• _STATED PROBLEM_: Set the listing down again exactly, please, apart from its pictures.
※
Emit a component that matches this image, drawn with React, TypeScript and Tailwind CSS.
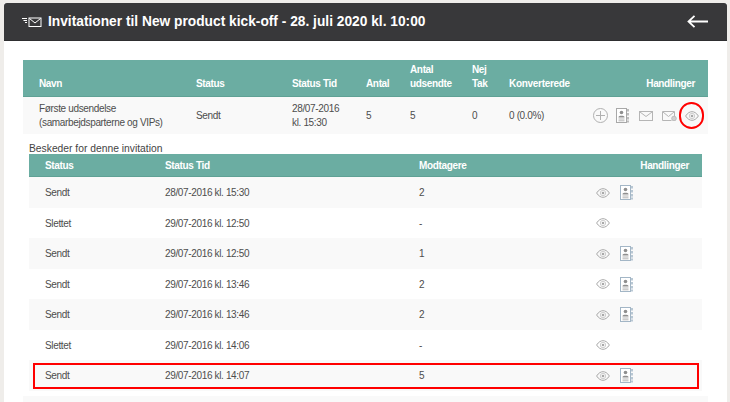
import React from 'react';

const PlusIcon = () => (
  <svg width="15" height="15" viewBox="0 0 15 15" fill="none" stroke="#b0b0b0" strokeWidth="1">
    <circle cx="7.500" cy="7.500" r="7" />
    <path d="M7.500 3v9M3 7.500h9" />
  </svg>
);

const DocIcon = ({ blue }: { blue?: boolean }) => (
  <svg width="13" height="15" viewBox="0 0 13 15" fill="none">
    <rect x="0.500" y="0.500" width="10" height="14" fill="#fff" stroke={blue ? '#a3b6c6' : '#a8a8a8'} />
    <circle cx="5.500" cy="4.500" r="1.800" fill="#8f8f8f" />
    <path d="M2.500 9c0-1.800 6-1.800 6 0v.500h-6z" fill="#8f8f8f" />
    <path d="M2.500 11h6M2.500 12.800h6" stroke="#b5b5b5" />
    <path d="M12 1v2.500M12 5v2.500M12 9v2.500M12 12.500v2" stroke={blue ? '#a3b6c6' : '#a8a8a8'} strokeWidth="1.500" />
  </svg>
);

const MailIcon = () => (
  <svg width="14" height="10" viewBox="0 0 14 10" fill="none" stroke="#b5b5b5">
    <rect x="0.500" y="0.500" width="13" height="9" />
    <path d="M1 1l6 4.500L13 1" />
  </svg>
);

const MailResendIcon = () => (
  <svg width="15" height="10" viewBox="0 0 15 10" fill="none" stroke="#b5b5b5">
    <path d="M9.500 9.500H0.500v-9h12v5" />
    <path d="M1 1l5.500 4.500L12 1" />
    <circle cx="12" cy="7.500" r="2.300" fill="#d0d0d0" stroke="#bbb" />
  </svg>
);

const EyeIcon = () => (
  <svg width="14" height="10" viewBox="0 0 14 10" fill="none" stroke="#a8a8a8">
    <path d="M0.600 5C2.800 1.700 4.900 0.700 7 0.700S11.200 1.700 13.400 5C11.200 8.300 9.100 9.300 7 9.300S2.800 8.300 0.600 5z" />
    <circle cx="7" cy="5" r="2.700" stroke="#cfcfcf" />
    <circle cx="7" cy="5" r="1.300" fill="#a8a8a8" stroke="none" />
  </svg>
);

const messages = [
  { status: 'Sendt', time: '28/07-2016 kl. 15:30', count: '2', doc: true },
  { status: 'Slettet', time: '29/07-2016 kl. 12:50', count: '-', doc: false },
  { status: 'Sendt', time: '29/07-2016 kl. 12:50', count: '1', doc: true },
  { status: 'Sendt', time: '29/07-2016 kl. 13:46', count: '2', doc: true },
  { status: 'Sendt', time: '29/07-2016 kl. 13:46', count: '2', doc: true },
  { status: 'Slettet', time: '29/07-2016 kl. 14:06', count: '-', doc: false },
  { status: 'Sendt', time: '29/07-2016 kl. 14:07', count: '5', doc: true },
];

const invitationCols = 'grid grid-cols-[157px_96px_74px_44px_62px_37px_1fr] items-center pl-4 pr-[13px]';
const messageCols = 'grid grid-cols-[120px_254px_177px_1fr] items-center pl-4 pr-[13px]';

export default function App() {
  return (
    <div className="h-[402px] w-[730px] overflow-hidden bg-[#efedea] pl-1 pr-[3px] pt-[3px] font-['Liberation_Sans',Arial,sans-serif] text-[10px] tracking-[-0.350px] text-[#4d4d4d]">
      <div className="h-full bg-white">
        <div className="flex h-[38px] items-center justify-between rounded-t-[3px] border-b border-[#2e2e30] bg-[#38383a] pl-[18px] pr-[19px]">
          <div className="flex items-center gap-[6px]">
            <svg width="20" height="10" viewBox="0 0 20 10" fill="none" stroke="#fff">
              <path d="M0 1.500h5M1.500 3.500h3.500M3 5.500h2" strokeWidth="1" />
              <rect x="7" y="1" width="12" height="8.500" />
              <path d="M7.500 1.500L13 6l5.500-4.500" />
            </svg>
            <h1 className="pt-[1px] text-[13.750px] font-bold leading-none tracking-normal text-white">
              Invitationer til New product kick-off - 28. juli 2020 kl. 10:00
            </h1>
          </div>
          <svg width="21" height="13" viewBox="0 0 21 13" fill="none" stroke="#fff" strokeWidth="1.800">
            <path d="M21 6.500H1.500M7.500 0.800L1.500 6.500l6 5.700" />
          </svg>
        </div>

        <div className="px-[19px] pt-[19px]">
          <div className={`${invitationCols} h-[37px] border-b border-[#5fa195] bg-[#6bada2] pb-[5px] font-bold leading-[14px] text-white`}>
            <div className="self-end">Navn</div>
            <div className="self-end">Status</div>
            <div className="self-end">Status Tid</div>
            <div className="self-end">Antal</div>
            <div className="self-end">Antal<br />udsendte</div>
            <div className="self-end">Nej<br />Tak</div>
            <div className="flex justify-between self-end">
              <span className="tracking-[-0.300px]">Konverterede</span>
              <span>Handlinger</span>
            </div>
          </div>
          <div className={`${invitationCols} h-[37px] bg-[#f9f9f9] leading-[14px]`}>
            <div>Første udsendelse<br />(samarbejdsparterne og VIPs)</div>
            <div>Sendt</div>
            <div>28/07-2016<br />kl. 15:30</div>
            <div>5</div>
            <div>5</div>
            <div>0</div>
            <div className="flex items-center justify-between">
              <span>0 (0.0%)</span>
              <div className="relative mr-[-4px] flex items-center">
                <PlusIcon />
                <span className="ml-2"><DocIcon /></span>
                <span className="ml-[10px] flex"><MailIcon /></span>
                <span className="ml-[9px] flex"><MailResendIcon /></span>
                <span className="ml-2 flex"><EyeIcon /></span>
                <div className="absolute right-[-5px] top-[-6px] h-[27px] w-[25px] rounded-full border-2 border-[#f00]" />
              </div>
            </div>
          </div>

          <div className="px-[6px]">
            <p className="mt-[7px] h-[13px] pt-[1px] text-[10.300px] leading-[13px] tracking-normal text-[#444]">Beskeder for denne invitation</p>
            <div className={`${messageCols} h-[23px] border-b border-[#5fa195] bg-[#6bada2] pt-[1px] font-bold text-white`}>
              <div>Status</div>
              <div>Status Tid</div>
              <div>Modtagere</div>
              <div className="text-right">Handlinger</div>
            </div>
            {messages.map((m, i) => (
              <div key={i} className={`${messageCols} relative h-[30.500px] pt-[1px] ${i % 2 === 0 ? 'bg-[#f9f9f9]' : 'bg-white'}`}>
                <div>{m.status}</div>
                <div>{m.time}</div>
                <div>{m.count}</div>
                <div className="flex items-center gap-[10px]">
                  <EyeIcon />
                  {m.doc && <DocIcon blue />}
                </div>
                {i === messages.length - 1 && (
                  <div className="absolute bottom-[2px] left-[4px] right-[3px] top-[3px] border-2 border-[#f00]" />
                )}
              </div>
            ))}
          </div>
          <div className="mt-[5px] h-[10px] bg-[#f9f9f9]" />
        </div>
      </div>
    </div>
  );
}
※
• _THE COMPLETED TASK_:
Emit a component that matches this image, drawn with React, TypeScript and Tailwind CSS.
import React from 'react';

const PlusIcon = () => (
  <svg width="15" height="15" viewBox="0 0 15 15" fill="none" stroke="#b0b0b0" strokeWidth="1">
    <circle cx="7.500" cy="7.500" r="7" />
    <path d="M7.500 3v9M3 7.500h9" />
  </svg>
);

const DocIcon = ({ blue }: { blue?: boolean }) => (
  <svg width="13" height="15" viewBox="0 0 13 15" fill="none">
    <rect x="0.500" y="0.500" width="10" height="14" fill="#fff" stroke={blue ? '#a3b6c6' : '#a8a8a8'} />
    <circle cx="5.500" cy="4.500" r="1.800" fill="#8f8f8f" />
    <path d="M2.500 9c0-1.800 6-1.800 6 0v.500h-6z" fill="#8f8f8f" />
    <path d="M2.500 11h6M2.500 12.800h6" stroke="#b5b5b5" />
    <path d="M12 1v2.500M12 5v2.500M12 9v2.500M12 12.500v2" stroke={blue ? '#a3b6c6' : '#a8a8a8'} strokeWidth="1.500" />
  </svg>
);

const MailIcon = () => (
  <svg width="14" height="10" viewBox="0 0 14 10" fill="none" stroke="#b5b5b5">
    <rect x="0.500" y="0.500" width="13" height="9" />
    <path d="M1 1l6 4.500L13 1" />
  </svg>
);

const MailResendIcon = () => (
  <svg width="15" height="10" viewBox="0 0 15 10" fill="none" stroke="#b5b5b5">
    <path d="M9.500 9.500H0.500v-9h12v5" />
    <path d="M1 1l5.500 4.500L12 1" />
    <circle cx="12" cy="7.500" r="2.300" fill="#d0d0d0" stroke="#bbb" />
  </svg>
);

const EyeIcon = () => (
  <svg width="14" height="10" viewBox="0 0 14 10" fill="none" stroke="#a8a8a8">
    <path d="M0.600 5C2.800 1.700 4.900 0.700 7 0.700S11.200 1.700 13.400 5C11.200 8.300 9.100 9.300 7 9.300S2.800 8.300 0.600 5z" />
    <circle cx="7" cy="5" r="2.700" stroke="#cfcfcf" />
    <circle cx="7" cy="5" r="1.300" fill="#a8a8a8" stroke="none" />
  </svg>
);

const messages = [
  { status: 'Sendt', time: '28/07-2016 kl. 15:30', count: '2', doc: true },
  { status: 'Slettet', time: '29/07-2016 kl. 12:50', count: '-', doc: false },
  { status: 'Sendt', time: '29/07-2016 kl. 12:50', count: '1', doc: true },
  { status: 'Sendt', time: '29/07-2016 kl. 13:46', count: '2', doc: true },
  { status: 'Sendt', time: '29/07-2016 kl. 13:46', count: '2', doc: true },
  { status: 'Slettet', time: '29/07-2016 kl. 14:06', count: '-', doc: false },
  { status: 'Sendt', time: '29/07-2016 kl. 14:07', count: '5', doc: true },
];

const invitationCols = 'grid grid-cols-[157px_96px_74px_44px_62px_37px_1fr] items-center pl-4 pr-[13px]';
const messageCols = 'grid grid-cols-[120px_254px_177px_1fr] items-center pl-4 pr-[13px]';

export default function App() {
  return (
    <div className="h-[402px] w-[730px] overflow-hidden bg-[#efedea] pl-1 pr-[3px] pt-[3px] font-['Liberation_Sans',Arial,sans-serif] text-[10px] tracking-[-0.350px] text-[#4d4d4d]">
      <div className="h-full bg-white">
        <div className="flex h-[38px] items-center justify-between rounded-t-[3px] border-b border-[#2e2e30] bg-[#38383a] pl-[18px] pr-[19px]">
          <div className="flex items-center gap-[6px]">
            <svg width="20" height="10" viewBox="0 0 20 10" fill="none" stroke="#fff">
              <path d="M0 1.500h5M1.500 3.500h3.500M3 5.500h2" strokeWidth="1" />
              <rect x="7" y="1" width="12" height="8.500" />
              <path d="M7.500 1.500L13 6l5.500-4.500" />
            </svg>
            <h1 className="pt-[1px] text-[13.750px] font-bold leading-none tracking-normal text-white">
              Invitationer til New product kick-off - 28. juli 2020 kl. 10:00
            </h1>
          </div>
          <svg width="21" height="13" viewBox="0 0 21 13" fill="none" stroke="#fff" strokeWidth="1.800">
            <path d="M21 6.500H1.500M7.500 0.800L1.500 6.500l6 5.700" />
          </svg>
        </div>

        <div className="px-[19px] pt-[19px]">
          <div className={`${invitationCols} h-[37px] border-b border-[#5fa195] bg-[#6bada2] pb-[5px] font-bold leading-[14px] text-white`}>
            <div className="self-end">Navn</div>
            <div className="self-end">Status</div>
            <div className="self-end">Status Tid</div>
            <div className="self-end">Antal</div>
            <div className="self-end">Antal<br />udsendte</div>
            <div className="self-end">Nej<br />Tak</div>
            <div className="flex justify-between self-end">
              <span className="tracking-[-0.300px]">Konverterede</span>
              <span>Handlinger</span>
            </div>
          </div>
          <div className={`${invitationCols} h-[37px] bg-[#f9f9f9] leading-[14px]`}>
            <div>Første udsendelse<br />(samarbejdsparterne og VIPs)</div>
            <div>Sendt</div>
            <div>28/07-2016<br />kl. 15:30</div>
            <div>5</div>
            <div>5</div>
            <div>0</div>
            <div className="flex items-center justify-between">
              <span>0 (0.0%)</span>
              <div className="relative mr-[-4px] flex items-center">
                <PlusIcon />
                <span className="ml-2"><DocIcon /></span>
                <span className="ml-[10px] flex"><MailIcon /></span>
                <span className="ml-[9px] flex"><MailResendIcon /></span>
                <span className="ml-2 flex"><EyeIcon /></span>
                <div className="absolute right-[-5px] top-[-6px] h-[27px] w-[25px] rounded-full border-2 border-[#f00]" />
              </div>
            </div>
          </div>

          <div className="px-[6px]">
            <p className="mt-[7px] h-[13px] pt-[1px] text-[10.300px] leading-[13px] tracking-normal text-[#444]">Beskeder for denne invitation</p>
            <div className={`${messageCols} h-[23px] border-b border-[#5fa195] bg-[#6bada2] pt-[1px] font-bold text-white`}>
              <div>Status</div>
              <div>Status Tid</div>
              <div>Modtagere</div>
              <div className="text-right">Handlinger</div>
            </div>
            {messages.map((m, i) => (
              <div key={i} className={`${messageCols} relative h-[30.500px] pt-[1px] ${i % 2 === 0 ? 'bg-[#f9f9f9]' : 'bg-white'}`}>
                <div>{m.status}</div>
                <div>{m.time}</div>
                <div>{m.count}</div>
                <div className="flex items-center gap-[10px]">
                  <EyeIcon />
                  {m.doc && <DocIcon blue />}
                </div>
                {i === messages.length - 1 && (
                  <div className="absolute bottom-[2px] left-[4px] right-[3px] top-[3px] border-2 border-[#f00]" />
                )}
              </div>
            ))}
          </div>
          <div className="mt-[5px] h-[10px] bg-[#f9f9f9]" />
        </div>
      </div>
    </div>
  );
}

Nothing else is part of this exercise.